CITY CLOCK-WATCHERS COME UNSTUCK AS THEY TRY TO BUY THEMSELVES TIME

By CBR Staff Writer

Despite the dangers of being accused of insider trading, personal accounts or PAs – operated by individual traders and analysts on their own behalf – are alive and well in the Square Mile, but when greed runs ahead of itself, the results can be embarrassing. About a month ago, the Stock Exchange temporarily added a digital clock to one of the main SEAQ share price pages. Trouble was the time was expressed exactly as if it was a new share with bid and offer prices and the previous night’s closing price. It also had the name Nodecheck and the letters TTS by its side.

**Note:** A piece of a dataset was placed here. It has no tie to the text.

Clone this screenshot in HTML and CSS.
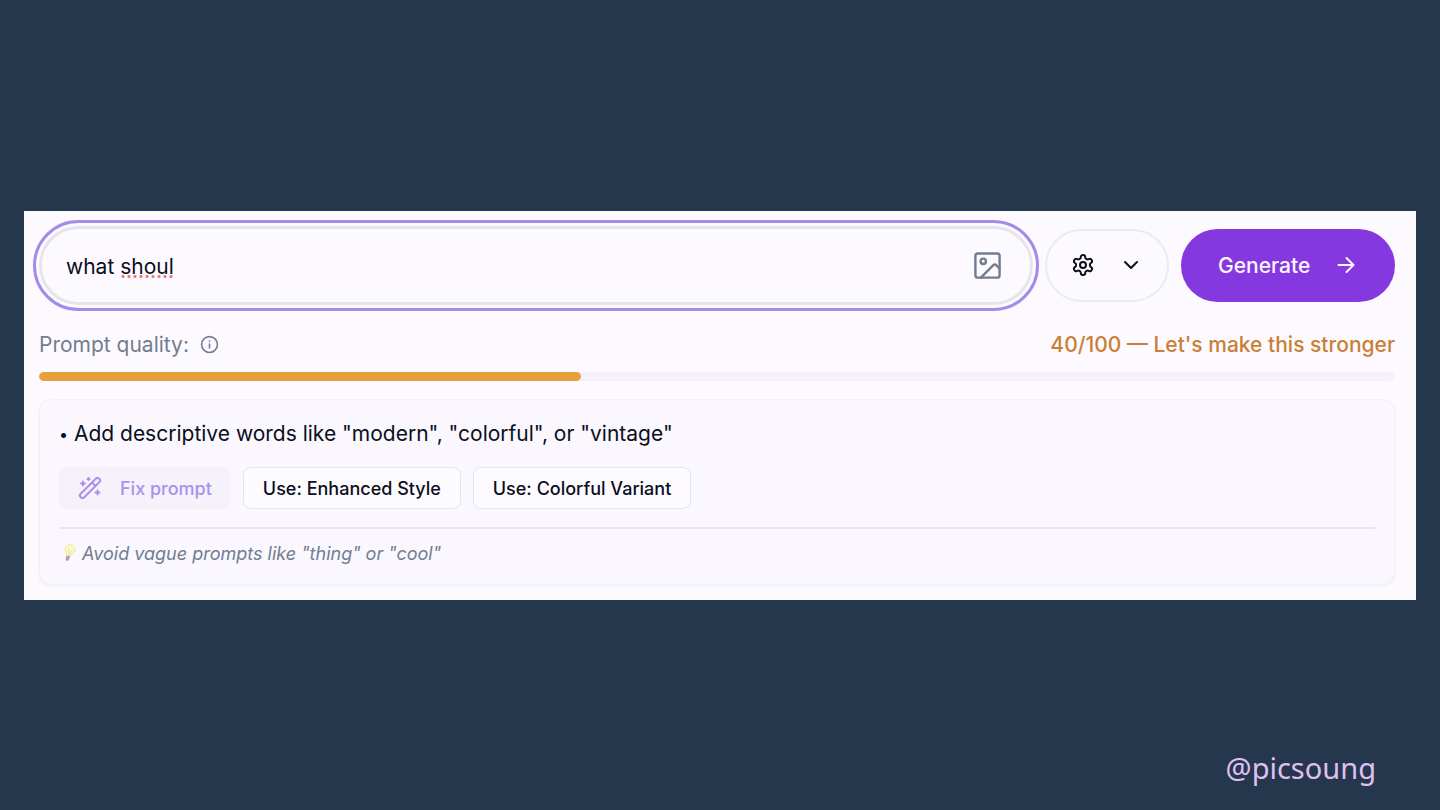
FILE: index.html
```html
<!DOCTYPE html>
<html lang="en">
<head>
    <meta charset="UTF-8">
    <meta name="viewport" content="width=device-width, initial-scale=1.0">
    <title>Prompt quality</title>
    <link rel="stylesheet" href="styles.css">
</head>
<body>
    <main class="panel">
        <form class="prompt-row">
            <div class="prompt-box">
                <input type="text" class="prompt-input" aria-label="Prompt" value="what shoul" spellcheck="false">
                <span class="misspelled"></span>
                <button type="button" class="image-button" aria-label="Add image">
                    <svg class="icon-image" viewBox="0 0 24 24">
                        <rect x="2" y="2" width="20" height="20" rx="2"/>
                        <circle cx="8.5" cy="8.5" r="2.2"/>
                        <path d="M22 14.5l-2.6-2.6a2 2 0 0 0-2.8 0L6.5 22"/>
                    </svg>
                </button>
            </div>
            <button type="button" class="settings-button" aria-label="Settings">
                <svg class="icon-gear" viewBox="0 0 24 24">
                    <path d="M12.22 2h-.44a2 2 0 0 0-2 2v.18a2 2 0 0 1-1 1.73l-.43.25a2 2 0 0 1-2 0l-.15-.08a2 2 0 0 0-2.73.73l-.22.38a2 2 0 0 0 .73 2.73l.15.1a2 2 0 0 1 1 1.72v.51a2 2 0 0 1-1 1.74l-.15.09a2 2 0 0 0-.73 2.73l.22.38a2 2 0 0 0 2.73.73l.15-.08a2 2 0 0 1 2 0l.43.25a2 2 0 0 1 1 1.73V20a2 2 0 0 0 2 2h.44a2 2 0 0 0 2-2v-.18a2 2 0 0 1 1-1.73l.43-.25a2 2 0 0 1 2 0l.15.08a2 2 0 0 0 2.73-.73l.22-.39a2 2 0 0 0-.73-2.73l-.15-.08a2 2 0 0 1-1-1.74v-.5a2 2 0 0 1 1-1.74l.15-.09a2 2 0 0 0 .73-2.73l-.22-.38a2 2 0 0 0-2.73-.73l-.15.08a2 2 0 0 1-2 0l-.43-.25a2 2 0 0 1-1-1.73V4a2 2 0 0 0-2-2z"/>
                    <circle cx="12" cy="12" r="3"/>
                </svg>
                <svg class="icon-chevron" viewBox="0 0 24 24">
                    <path d="M6 9l6 6 6-6"/>
                </svg>
            </button>
            <button type="button" class="generate-button">
                Generate
                <svg class="icon-arrow" viewBox="0 0 24 24">
                    <path d="M4.500 12h15M12.500 5l7 7-7 7"/>
                </svg>
            </button>
        </form>

        <div class="quality-row">
            <span class="quality-label">
                Prompt quality:
                <svg class="icon-info" viewBox="0 0 24 24">
                    <circle cx="12" cy="12" r="10"/>
                    <path d="M12 16.500v-5M12 7.700v.1"/>
                </svg>
            </span>
            <span class="quality-score">40/100 — Let's make this stronger</span>
        </div>
        <div class="quality-bar">
            <div class="quality-fill" style="width: 40%"></div>
        </div>

        <section class="tips">
            <p class="tip"><span class="bullet">•</span> Add descriptive words like "modern", "colorful", or "vintage"</p>
            <div class="tip-actions">
                <button type="button" class="tip-button fix">
                    <svg class="icon-wand" viewBox="0 0 24 24">
                        <rect x="-1" y="9.500" width="26" height="5" rx="2" transform="rotate(-45 12 12)"/>
                        <path d="M14.500 7l2.500 2.500M5 5.500v4M3 7.500h4M19.500 14.500v4M17.500 16.500h4M10.500 2v2M9.500 3h2"/>
                    </svg>
                    Fix prompt
                </button>
                <button type="button" class="tip-button">Use: Enhanced Style</button>
                <button type="button" class="tip-button">Use: Colorful Variant</button>
            </div>
            <p class="tip-note">
                <svg class="icon-bulb" viewBox="0 0 14 20">
                    <g transform="rotate(10 7 10)">
                        <path class="glass" d="M4.500 13.500C4 11 1 9.500 1.500 5.500 2 2.500 4.500 1 7.500 1s5.500 2 5 5.500c-.5 3-3.500 4-4.200 7z"/>
                        <path class="filament" d="M5.500 6l1 6.500M9.500 6l-2 6.500"/>
                        <path class="base" d="M4 13.500h4.500L7.500 18l-2 1.200L4 18z"/>
                    </g>
                </svg>
                Avoid vague prompts like "thing" or "cool"
            </p>
        </section>
    </main>
    <footer class="handle">@picsoung</footer>
</body>
</html>
```
FILE: styles.css
```css
* {
    box-sizing: border-box;
}
body {
    margin: 0;
    min-height: 100vh;
    padding: 0 24px;
    display: grid;
    grid-template-rows: 1fr auto 1fr;
    background-color: #25374c;
    color: #0b0f1c;
    font-family: Inter, "Liberation Sans", sans-serif;
    font-size: 21px;
}
button {
    font-family: inherit;
    font-weight: 500;
    color: inherit;
    cursor: pointer;
}
p {
    margin: 0;
}
svg {
    flex: none;
    fill: none;
    stroke: currentColor;
    stroke-width: 2;
    stroke-linecap: round;
    stroke-linejoin: round;
}
.panel {
    grid-row: 2;
    padding: 15px 21px 15px 15px;
    background-color: #fdfaff;
}
.prompt-row {
    display: flex;
    align-items: center;
    gap: 12px;
}
.prompt-box {
    position: relative;
    flex: 1;
    display: flex;
    align-items: center;
    height: 79px;
    padding: 0 28px 0 24px;
    border: 3px solid #e4e6ee;
    border-radius: 40px;
    outline: 3px solid #a48bea;
    outline-offset: 3px;
}
.prompt-input {
    flex: 1;
    min-width: 0;
    padding: 2px 0 0;
    border: none;
    outline: none;
    background: none;
    color: inherit;
    font: inherit;
}
/* spelling mark under the last word */
.misspelled {
    position: absolute;
    left: 78px;
    bottom: 24px;
    width: 54px;
    height: 3px;
    background: radial-gradient(circle, #ea7474 1px, transparent 2px) 0 0 / 6px 3px;
}
.image-button {
    display: flex;
    padding: 0;
    border: none;
    background: none;
    color: #727d90;
}
.icon-image {
    width: 29px;
    height: 29px;
}
.settings-button {
    display: flex;
    align-items: center;
    justify-content: space-between;
    width: 124px;
    height: 73px;
    padding: 0 24px;
    border: 2px solid #ebebf2;
    border-radius: 37px;
    background: none;
}
.icon-gear,
.icon-chevron,
.icon-arrow {
    width: 24px;
    height: 24px;
}
.generate-button {
    display: flex;
    align-items: center;
    justify-content: space-between;
    width: 214px;
    height: 73px;
    padding: 0 37px;
    border: none;
    border-radius: 37px;
    background-color: #8638e0;
    color: #fbf5ff;
    font-size: 21px;
}
.quality-row {
    display: flex;
    align-items: center;
    justify-content: space-between;
    margin-top: 26px;
    line-height: 28px;
}
.quality-label {
    display: flex;
    align-items: center;
    gap: 11px;
    color: #727d90;
}
.icon-info {
    width: 19px;
    height: 19px;
}
.quality-score {
    color: #c97f35;
    font-weight: 500;
}
.quality-bar {
    height: 9px;
    margin-top: 13px;
    border-radius: 5px;
    background-color: #f4f1fb;
    overflow: hidden;
}
.quality-fill {
    height: 100%;
    border-radius: 5px;
    background-color: #e6a039;
}
.tips {
    margin-top: 18px;
    padding: 18px 19px 17px;
    border: 1px solid #f2f0f8;
    border-radius: 12px;
    background-color: #faf7fe;
    box-shadow: 0 1px 3px #efecf6;
}
.tip {
    line-height: 32px;
}
.bullet {
    font-size: 16px;
    line-height: 16px;
    vertical-align: 1px;
}
.tip-actions {
    display: flex;
    gap: 12px;
    margin-top: 17px;
}
.tip-button {
    display: flex;
    align-items: center;
    gap: 18px;
    height: 42px;
    padding: 1px 19px 0;
    border: 1px solid #e4e4ee;
    border-radius: 8px;
    background-color: #fdfbff;
    font-size: 18px;
}
.fix {
    padding: 1px 18px 0;
    border-color: #f5f2fc;
    background-color: #f5f2fc;
    color: #aa90ea;
}
.icon-wand {
    width: 24px;
    height: 24px;
}
.tip-note {
    display: flex;
    align-items: center;
    gap: 6px;
    margin-top: 18px;
    padding: 11px 0 0 4px;
    border-top: 2px solid #e8e7f0;
    color: #727d90;
    font-size: 18px;
    font-style: italic;
    line-height: 27px;
}
.icon-bulb {
    width: 13px;
    height: 18px;
}
.glass {
    fill: #fbf8c9;
    stroke: #eee79b;
    stroke-width: 1;
}
.filament {
    stroke: #e9dfa0;
    stroke-width: 1;
}
.base {
    fill: #aaa3b0;
    stroke: none;
}
.handle {
    grid-row: 3;
    align-self: end;
    justify-self: end;
    padding: 0 40px 22px 0;
    color: #dfbff0;
    font-family: "Noto Sans", sans-serif;
    font-size: 29px;
    line-height: 40px;
}
```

One trader at a UK merchant bank was shown the new ‘share’ by a colleague who told her it was a Spanish time-share outfit rumoured to be in take-over talks. Some share: every time she looked at the screen the price had gone up. The following morning she was somewhat surprised to see it had collapsed from 1700 all the way back to 800. The talks were called off late last night, said her colleague, but they’re back on now. Ten minutes later, she turned to the colleague with the immortal words its incredible, it’s going up more than a point a minute!. She was finally let into the secret when she tried to buy some Nodecheck shares. One of her other colleagues didn’t fare so well: he actually got permission from the firm’s compliance officer, the internal official responsible for making sure employees don’t trade on inside information. He got as far as asking a market-maker to buy him some shares in Nodecheck, and looked extremely silly when the market-maker let him in on the secret in front of the rest of the dealer room. Silly? Well, not compared with another individual at a foreign-owned bank. This poor unfortunate was told that Nodecheck was a French Bank about to be taken over. After watching the share go up for a while, he went and got permission to trade from the appropriate person. This particular Compliance Officer was in on the joke as was the market-maker entrusted with the purchase. After 40 minutes and a 40-point rise, the poor unfortunate told the market-maker to sell. Thinking he had made a real killing – remember, you don’t get the money until at least 10 days later – he took his whole desk out for champagne at his expense. Some bottles later he was let in the secret, and colleagues had a whip round to reimburse some of his by now heavy losses.